New study shows HIV-infected women not using statins as recommendedOnline Only, Section 4A, Top Highlights Wednesday, December 6th, 2017
NEW ROCHELLE, N.Y.—A new study has shown that HIV-infected women do not use statins as recommended by the most recent guidelines. Control of blood lipid levels to prevent heart disease is especially important in HIV-positive women, and they may also benefit from the potential anti-inflammatory effects of statins, as described in an article published in AIDS Patient Care and STDs, a peer-reviewed journal from Mary Ann Liebert, Inc., publishers. The article is available free on the AIDS Patient Care and STDs website until January 6, 2018.
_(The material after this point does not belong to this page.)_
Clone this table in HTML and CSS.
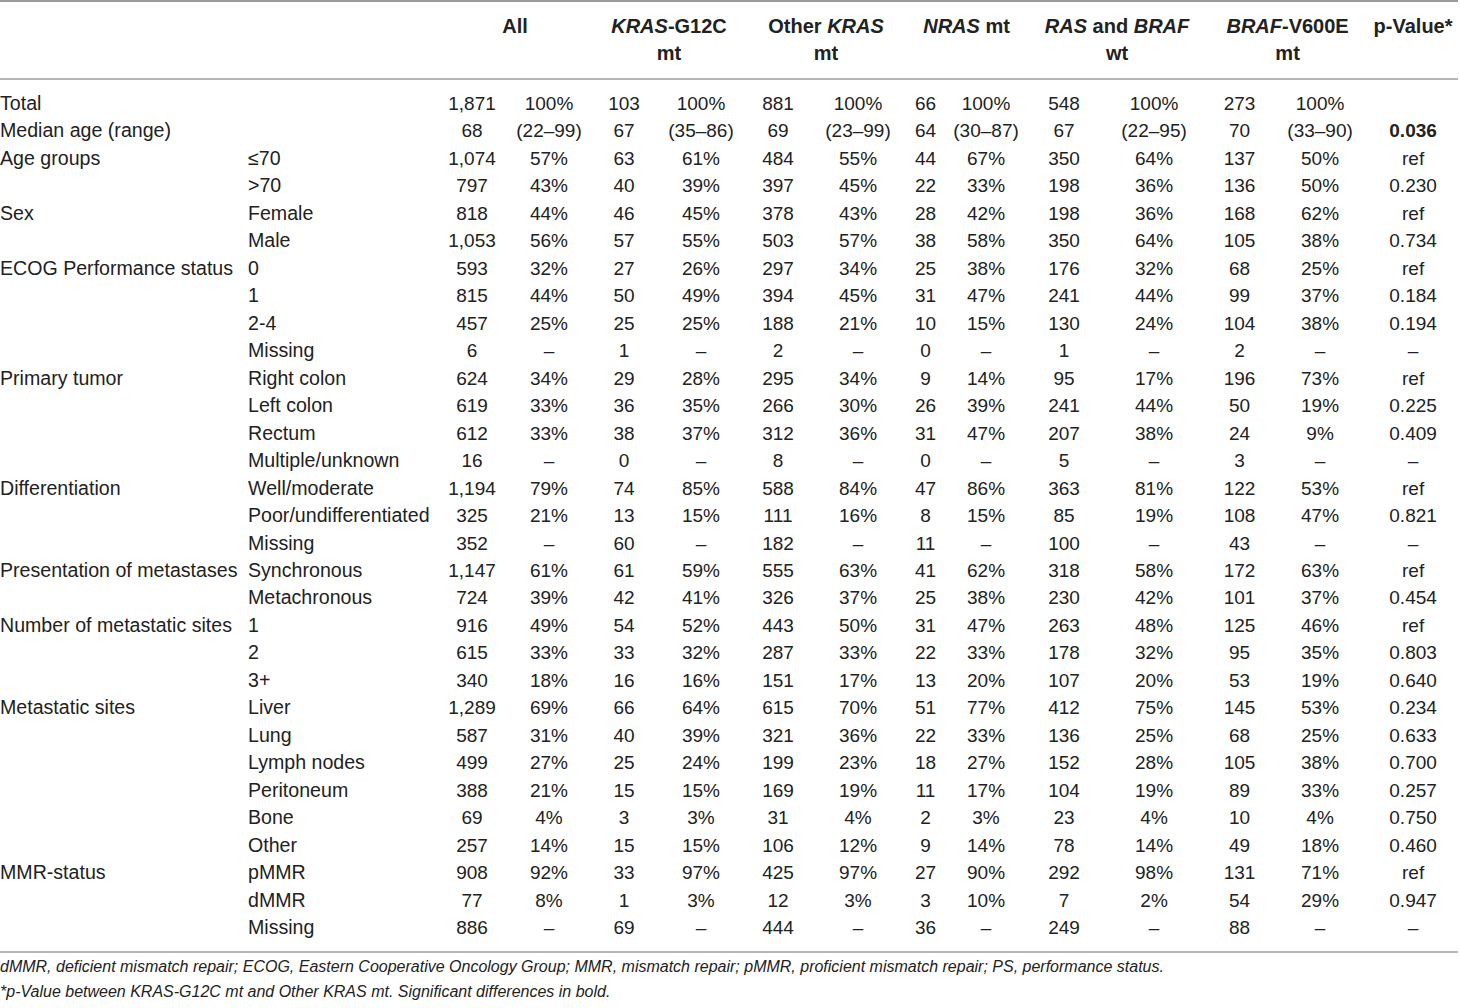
FILE: index.html
```html
<!DOCTYPE html>
<html lang="en">
<head>
<meta charset="utf-8">
<title>Table</title>
<link rel="stylesheet" href="styles.css">
</head>
<body>
<table class="data">
  <colgroup>
    <col class="c-label"><col class="c-sub">
    <col class="c-n1"><col class="c-p1">
    <col class="c-n2"><col class="c-p2">
    <col class="c-n3"><col class="c-p3">
    <col class="c-n4"><col class="c-p4">
    <col class="c-n5"><col class="c-p5">
    <col class="c-n6"><col class="c-p6">
    <col class="c-pv">
  </colgroup>
  <thead>
    <tr>
      <th></th><th></th>
      <th colspan="2">All</th>
      <th colspan="2"><i>KRAS</i>-G12C<br>mt</th>
      <th colspan="2">Other <i>KRAS</i><br>mt</th>
      <th colspan="2"><i>NRAS</i> mt</th>
      <th colspan="2"><i>RAS</i> and <i>BRAF</i><br>wt</th>
      <th colspan="2"><i>BRAF</i>-V600E<br>mt</th>
      <th>p-Value*</th>
    </tr>
  </thead>
  <tbody>
    <tr class="first"><td class="lbl">Total</td><td class="sub"></td><td>1,871</td><td>100%</td><td>103</td><td>100%</td><td>881</td><td>100%</td><td>66</td><td>100%</td><td>548</td><td>100%</td><td>273</td><td>100%</td><td></td></tr>
    <tr><td class="lbl">Median age (range)</td><td class="sub"></td><td>68</td><td>(22–99)</td><td>67</td><td>(35–86)</td><td>69</td><td>(23–99)</td><td>64</td><td>(30–87)</td><td>67</td><td>(22–95)</td><td>70</td><td>(33–90)</td><td><b>0.036</b></td></tr>
    <tr><td class="lbl">Age groups</td><td class="sub">≤70</td><td>1,074</td><td>57%</td><td>63</td><td>61%</td><td>484</td><td>55%</td><td>44</td><td>67%</td><td>350</td><td>64%</td><td>137</td><td>50%</td><td>ref</td></tr>
    <tr><td class="lbl"></td><td class="sub">&gt;70</td><td>797</td><td>43%</td><td>40</td><td>39%</td><td>397</td><td>45%</td><td>22</td><td>33%</td><td>198</td><td>36%</td><td>136</td><td>50%</td><td>0.230</td></tr>
    <tr><td class="lbl">Sex</td><td class="sub">Female</td><td>818</td><td>44%</td><td>46</td><td>45%</td><td>378</td><td>43%</td><td>28</td><td>42%</td><td>198</td><td>36%</td><td>168</td><td>62%</td><td>ref</td></tr>
    <tr><td class="lbl"></td><td class="sub">Male</td><td>1,053</td><td>56%</td><td>57</td><td>55%</td><td>503</td><td>57%</td><td>38</td><td>58%</td><td>350</td><td>64%</td><td>105</td><td>38%</td><td>0.734</td></tr>
    <tr><td class="lbl">ECOG Performance status</td><td class="sub">0</td><td>593</td><td>32%</td><td>27</td><td>26%</td><td>297</td><td>34%</td><td>25</td><td>38%</td><td>176</td><td>32%</td><td>68</td><td>25%</td><td>ref</td></tr>
    <tr><td class="lbl"></td><td class="sub">1</td><td>815</td><td>44%</td><td>50</td><td>49%</td><td>394</td><td>45%</td><td>31</td><td>47%</td><td>241</td><td>44%</td><td>99</td><td>37%</td><td>0.184</td></tr>
    <tr><td class="lbl"></td><td class="sub">2-4</td><td>457</td><td>25%</td><td>25</td><td>25%</td><td>188</td><td>21%</td><td>10</td><td>15%</td><td>130</td><td>24%</td><td>104</td><td>38%</td><td>0.194</td></tr>
    <tr><td class="lbl"></td><td class="sub">Missing</td><td>6</td><td>–</td><td>1</td><td>–</td><td>2</td><td>–</td><td>0</td><td>–</td><td>1</td><td>–</td><td>2</td><td>–</td><td>–</td></tr>
    <tr><td class="lbl">Primary tumor</td><td class="sub">Right colon</td><td>624</td><td>34%</td><td>29</td><td>28%</td><td>295</td><td>34%</td><td>9</td><td>14%</td><td>95</td><td>17%</td><td>196</td><td>73%</td><td>ref</td></tr>
    <tr><td class="lbl"></td><td class="sub">Left colon</td><td>619</td><td>33%</td><td>36</td><td>35%</td><td>266</td><td>30%</td><td>26</td><td>39%</td><td>241</td><td>44%</td><td>50</td><td>19%</td><td>0.225</td></tr>
    <tr><td class="lbl"></td><td class="sub">Rectum</td><td>612</td><td>33%</td><td>38</td><td>37%</td><td>312</td><td>36%</td><td>31</td><td>47%</td><td>207</td><td>38%</td><td>24</td><td>9%</td><td>0.409</td></tr>
    <tr><td class="lbl"></td><td class="sub">Multiple/unknown</td><td>16</td><td>–</td><td>0</td><td>–</td><td>8</td><td>–</td><td>0</td><td>–</td><td>5</td><td>–</td><td>3</td><td>–</td><td>–</td></tr>
    <tr><td class="lbl">Differentiation</td><td class="sub">Well/moderate</td><td>1,194</td><td>79%</td><td>74</td><td>85%</td><td>588</td><td>84%</td><td>47</td><td>86%</td><td>363</td><td>81%</td><td>122</td><td>53%</td><td>ref</td></tr>
    <tr><td class="lbl"></td><td class="sub">Poor/undifferentiated</td><td>325</td><td>21%</td><td>13</td><td>15%</td><td>111</td><td>16%</td><td>8</td><td>15%</td><td>85</td><td>19%</td><td>108</td><td>47%</td><td>0.821</td></tr>
    <tr><td class="lbl"></td><td class="sub">Missing</td><td>352</td><td>–</td><td>60</td><td>–</td><td>182</td><td>–</td><td>11</td><td>–</td><td>100</td><td>–</td><td>43</td><td>–</td><td>–</td></tr>
    <tr><td class="lbl">Presentation of metastases</td><td class="sub">Synchronous</td><td>1,147</td><td>61%</td><td>61</td><td>59%</td><td>555</td><td>63%</td><td>41</td><td>62%</td><td>318</td><td>58%</td><td>172</td><td>63%</td><td>ref</td></tr>
    <tr><td class="lbl"></td><td class="sub">Metachronous</td><td>724</td><td>39%</td><td>42</td><td>41%</td><td>326</td><td>37%</td><td>25</td><td>38%</td><td>230</td><td>42%</td><td>101</td><td>37%</td><td>0.454</td></tr>
    <tr><td class="lbl">Number of metastatic sites</td><td class="sub">1</td><td>916</td><td>49%</td><td>54</td><td>52%</td><td>443</td><td>50%</td><td>31</td><td>47%</td><td>263</td><td>48%</td><td>125</td><td>46%</td><td>ref</td></tr>
    <tr><td class="lbl"></td><td class="sub">2</td><td>615</td><td>33%</td><td>33</td><td>32%</td><td>287</td><td>33%</td><td>22</td><td>33%</td><td>178</td><td>32%</td><td>95</td><td>35%</td><td>0.803</td></tr>
    <tr><td class="lbl"></td><td class="sub">3+</td><td>340</td><td>18%</td><td>16</td><td>16%</td><td>151</td><td>17%</td><td>13</td><td>20%</td><td>107</td><td>20%</td><td>53</td><td>19%</td><td>0.640</td></tr>
    <tr><td class="lbl">Metastatic sites</td><td class="sub">Liver</td><td>1,289</td><td>69%</td><td>66</td><td>64%</td><td>615</td><td>70%</td><td>51</td><td>77%</td><td>412</td><td>75%</td><td>145</td><td>53%</td><td>0.234</td></tr>
    <tr><td class="lbl"></td><td class="sub">Lung</td><td>587</td><td>31%</td><td>40</td><td>39%</td><td>321</td><td>36%</td><td>22</td><td>33%</td><td>136</td><td>25%</td><td>68</td><td>25%</td><td>0.633</td></tr>
    <tr><td class="lbl"></td><td class="sub">Lymph nodes</td><td>499</td><td>27%</td><td>25</td><td>24%</td><td>199</td><td>23%</td><td>18</td><td>27%</td><td>152</td><td>28%</td><td>105</td><td>38%</td><td>0.700</td></tr>
    <tr><td class="lbl"></td><td class="sub">Peritoneum</td><td>388</td><td>21%</td><td>15</td><td>15%</td><td>169</td><td>19%</td><td>11</td><td>17%</td><td>104</td><td>19%</td><td>89</td><td>33%</td><td>0.257</td></tr>
    <tr><td class="lbl"></td><td class="sub">Bone</td><td>69</td><td>4%</td><td>3</td><td>3%</td><td>31</td><td>4%</td><td>2</td><td>3%</td><td>23</td><td>4%</td><td>10</td><td>4%</td><td>0.750</td></tr>
    <tr><td class="lbl"></td><td class="sub">Other</td><td>257</td><td>14%</td><td>15</td><td>15%</td><td>106</td><td>12%</td><td>9</td><td>14%</td><td>78</td><td>14%</td><td>49</td><td>18%</td><td>0.460</td></tr>
    <tr><td class="lbl">MMR-status</td><td class="sub">pMMR</td><td>908</td><td>92%</td><td>33</td><td>97%</td><td>425</td><td>97%</td><td>27</td><td>90%</td><td>292</td><td>98%</td><td>131</td><td>71%</td><td>ref</td></tr>
    <tr><td class="lbl"></td><td class="sub">dMMR</td><td>77</td><td>8%</td><td>1</td><td>3%</td><td>12</td><td>3%</td><td>3</td><td>10%</td><td>7</td><td>2%</td><td>54</td><td>29%</td><td>0.947</td></tr>
    <tr class="last"><td class="lbl"></td><td class="sub">Missing</td><td>886</td><td>–</td><td>69</td><td>–</td><td>444</td><td>–</td><td>36</td><td>–</td><td>249</td><td>–</td><td>88</td><td>–</td><td>–</td></tr>
  </tbody>
</table>
<div class="notes">
  <p>dMMR, deficient mismatch repair; ECOG, Eastern Cooperative Oncology Group; MMR, mismatch repair; pMMR, proficient mismatch repair; PS, performance status.</p>
  <p>*p-Value between KRAS-G12C mt and Other KRAS mt. Significant differences in bold.</p>
</div>
</body>
</html>
```

FILE: styles.css
```css
html, body {
  margin: 0;
  padding: 0;
  background: #ffffff;
}

body {
  font-family: "Liberation Sans", Arial, Helvetica, sans-serif;
  color: #222222;
  width: 1460px;
}

.data {
  width: 1458px;
  table-layout: fixed;
  border-collapse: collapse;
  border-spacing: 0;
  font-size: 19px;
  border-bottom: 2px solid #b4b4b4;
}

.c-label { width: 247px; }
.c-sub { width: 191px; }
.c-n1 { width: 68px; }
.c-p1 { width: 86px; }
.c-n2 { width: 64px; }
.c-p2 { width: 90px; }
.c-n3 { width: 64px; }
.c-p3 { width: 96px; }
.c-n4 { width: 39px; }
.c-p4 { width: 82px; }
.c-n5 { width: 74px; }
.c-p5 { width: 106px; }
.c-n6 { width: 65px; }
.c-p6 { width: 96px; }
.c-pv { width: 90px; }

.data thead th {
  font-weight: bold;
  font-size: 20px;
  line-height: 27px;
  padding: 11px 0 11px 0;
  text-align: center;
  vertical-align: top;
  border-top: 2px solid #9a9a9a;
  border-bottom: 2px solid #b4b4b4;
  white-space: nowrap;
}

.data tbody td {
  padding: 0;
  height: 27.47px;
  line-height: 27.47px;
  text-align: center;
  white-space: nowrap;
  vertical-align: middle;
}

.data tbody td.lbl {
  text-align: left;
  font-size: 19.6px;
}

.data tbody td.sub {
  text-align: left;
  font-size: 19.6px;
  padding-left: 1px;
}

.data tbody tr.first td {
  padding-top: 10px;
}

.data tbody tr.last td {
  padding-bottom: 9px;
}

.data b {
  font-weight: bold;
}

.notes {
  font-style: italic;
  font-size: 16px;
  line-height: 25px;
  padding-top: 1px;
}

.notes p {
  margin: 0;
}
```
In the article entitled “Underutilization of Statins When Indicated in HIV-Seropositive and Seronegative Women,” Jonathan Todd, PhD, University of North Carolina, Chapel Hill and a national team of coauthors evaluated the use of statins by both HIV-infected and HIV-uninfected women in whom their use is indicated. Statin use 5 years after indicated was low for both groups of women, with a rate of 38% for HIV-infected women. New guidelines for statin use released in 2013 increased the percentage of HIV-infected women for whom statin use is recommended from 16% to 45%.
“Despite the fact that HIV-infected individuals in the U.S. may have greater contact with healthcare providers than uninfected individuals of the same age, that is not reflected in consideration of their cardiac health,” says Editor-in-Chief Jeffrey Laurence, MD, Professor of Medicine, Weill Cornell Medical College, New York, NY. “This is clearly an important message as a major impediment to reaching a normal lifespan for HIV-positive individuals may be acceleration of disorders associated with aging, particularly cardiovascular disease.”
Research reported in this publication was supported by the National Institutes of Health under Award Numbers U01-AI-103401, U01-AI-103408, U01-AI-035004, U01-AI-031834, U01-AI-034993, U01-AI-034994, U01-AI-103397, U01-AI-103390, U01-AI-034989, U01-AI-042590, U01-HD-032632, UL1-TR000004, UL1-TR000454, R01AI100654, and P30AI050410. The content is solely the responsibility of the authors and does not necessarily represent the official views of the National Institutes of Health.